Tonga is the 7th country to commit to the Niue agreement that aims to stamp out illegal, unlicensed and unregulated fishing in the tuna-rich economic zones of the Pacific Islands.

The directors of the Forum Fisheries Agency (FFA) yesterday welcomed Tonga’s ratification.

The fisheries problems remain an ongoing challenge for regional and global fisheries, and Pacific member nations of the Pacific Islands Forum Fisheries Agency (FFA).

"Combatting illegal, unlicensed and unregulated fishing is central to what our Pacific Forum Leaders have tasked us – to ensure maximum economic returns whilst achieving sustainability of the resource," said FFA Deputy Director General Wez Norris.

In his opening remarks during a half-day workshop for parties to the multilateral Niue Treaty Subsidiary Agreement (NTSA) on the weekend, he noted its entry into force and congratulated the six countries who have ratified.

FFA as the Treaty Administrator has also just received papers of ratification by Tonga, adding its commitment to the Cook Islands, Nauru, Palau, Samoa, Tuvalu and Vanuatu. Others in the FFA membership are pending signature or accession.

The group of seven are looking at next steps now that the Niue Treaty Information System (NTIS) is operational. This involves countries using the information in this system to take their Monitoring Control and Surveillance efforts to the next level.

"The countries of this region already play a world-leading role in proactive fisheries management ideas. The NTSA provides another regional opt-in initiative where FFA members are saying they are prepared to deepen that cooperation by sharing information and resources as and when required, to help keep IUU fishing out of the Pacific neighbourhood," Deputy Director General Norris said. He and FFA Director General James Movick today welcomed the newest ratification.
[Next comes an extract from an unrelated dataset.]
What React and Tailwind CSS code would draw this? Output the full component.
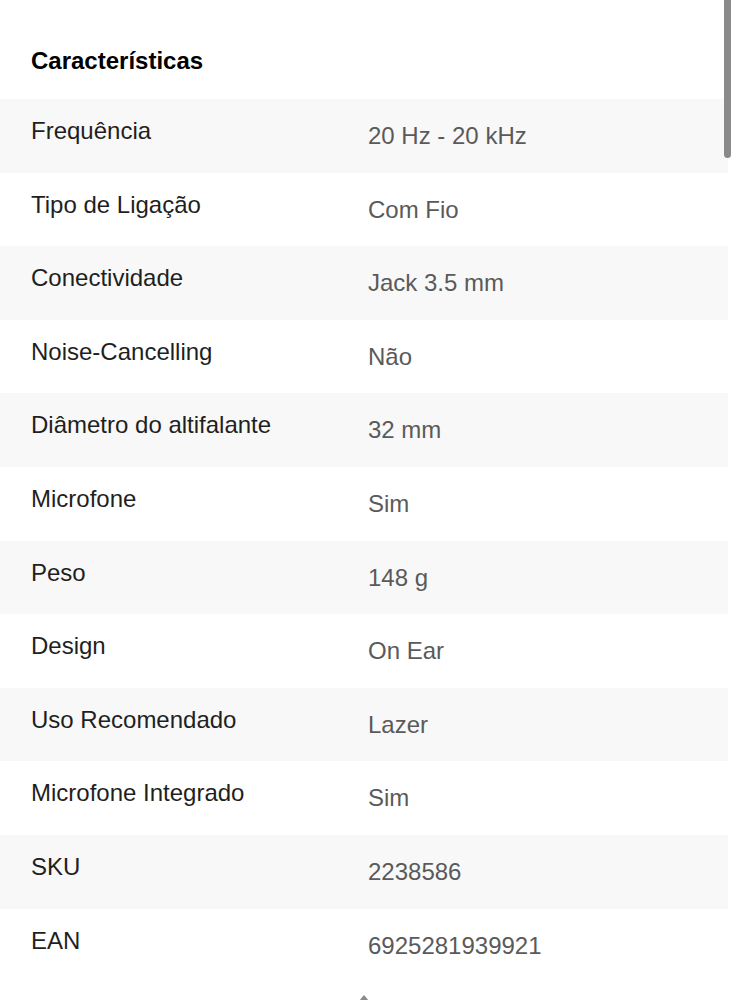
import React from 'react';

const specs = [
  { label: 'Frequência', value: '20 Hz - 20 kHz' },
  { label: 'Tipo de Ligação', value: 'Com Fio' },
  { label: 'Conectividade', value: 'Jack 3.5 mm' },
  { label: 'Noise-Cancelling', value: 'Não' },
  { label: 'Diâmetro do altifalante', value: '32 mm' },
  { label: 'Microfone', value: 'Sim' },
  { label: 'Peso', value: '148 g' },
  { label: 'Design', value: 'On Ear' },
  { label: 'Uso Recomendado', value: 'Lazer' },
  { label: 'Microfone Integrado', value: 'Sim' },
  { label: 'SKU', value: '2238586' },
  { label: 'EAN', value: '6925281939921' },
];

const App = () => {
  return (
    <div className="relative w-[736px] h-[1000px] overflow-hidden bg-white font-['Liberation_Sans',Arial,sans-serif]">
      {/* Scrollbar */}
      <div className="absolute top-0 left-[724px] w-[7px] h-[158px] rounded-b-full bg-[#8a8a8a]" />

      <div className="w-[728px]">
        {/* Title */}
        <div className="h-[99px] pt-[46px] pl-[31px]">
          <h2 className="text-[24px] leading-[29px] font-bold text-black">Características</h2>
        </div>

        {/* Spec rows */}
        <div>
          {specs.map((spec, index) => (
            <div
              key={spec.label}
              className={`flex h-[73.6px] ${index % 2 === 0 ? 'bg-[#f8f8f8]' : 'bg-white'}`}
            >
              <div className="w-[368px] shrink-0 pl-[31px] pt-[17px] text-[24px] leading-[29px] text-[#1f1f1f]">
                {spec.label}
              </div>
              <div className="pt-[22px] text-[24px] leading-[29px] text-[#5a5a5a]">
                {spec.value}
              </div>
            </div>
          ))}
        </div>

        {/* Scroll to top */}
        <div className="flex justify-center pt-[12px]">
          <svg width="14" height="14" viewBox="0 0 14 14">
            <path d="M7 1 L12 7 L2 7 Z" fill="#8a8a8a" />
          </svg>
        </div>
      </div>
    </div>
  );
};

export default App;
Referring to the Pacific Roadmap for Sustainable Fisheries given the stamp of approval by Pacific Leaders in Port Moresby this year, Norris said the inclusion and affirmation of work against IUU fishing in the Roadmap gives added importance to that commitment from NTSA parties to share Intel, data and national resources to combat IUU fishing.

Funding from Australia has enabled member countries to meet over the year and shape the Niue Treaty Information System’s operational details and procedures.

"We’ve been very encouraged by the feedback and questions around the exact nature of the system and how Parties will now walk the talk on making it work," said FFA Legal Counsel Dr Manu Tupou-Roosen.

Information system

Within the context of the whole Niue Treaty framework, "The Information system is the core which the agreement revolves around. It houses the information and authority which allow Parties to plan and conduct activities, such as what resources can be made available by an individual party and a party’s operational procedures," said Dr Tupou-Roosen. "At this meeting of the parties to the NTSA, countries have continued to raise great interest in the operationalization of the agreement."

"We’ve been very clear with members that nothing in the information system forces them into positions they cannot cope with. The NTIS works on an optional basis—parties choose which elements of the agreement will apply in their waters or involve their resources, and what activities to enter into with which Parties. At the end of the day, the multilateral NTSA provides a legally binding framework to cooperate in enhancing MCS efforts and ensure the sustainability of our shared tuna resource."

Based in Honiara, Solomon Islands, FFA's 17 Pacific Island members are Australia, Cook Islands, Federated States of Micronesia, Fiji, Kiribati, Marshall Islands, Nauru, New Zealand, Niue, Palau, Papua New Guinea, Samoa, Solomon Islands, Tokelau, Tonga, Tuvalu and Vanuatu. Since 1979, FFA has facilitated regional cooperation so that all Pacific countries benefit from the sustainable use of tuna – a multi-billion dollar resource important for many people’s livelihoods in the Pacific.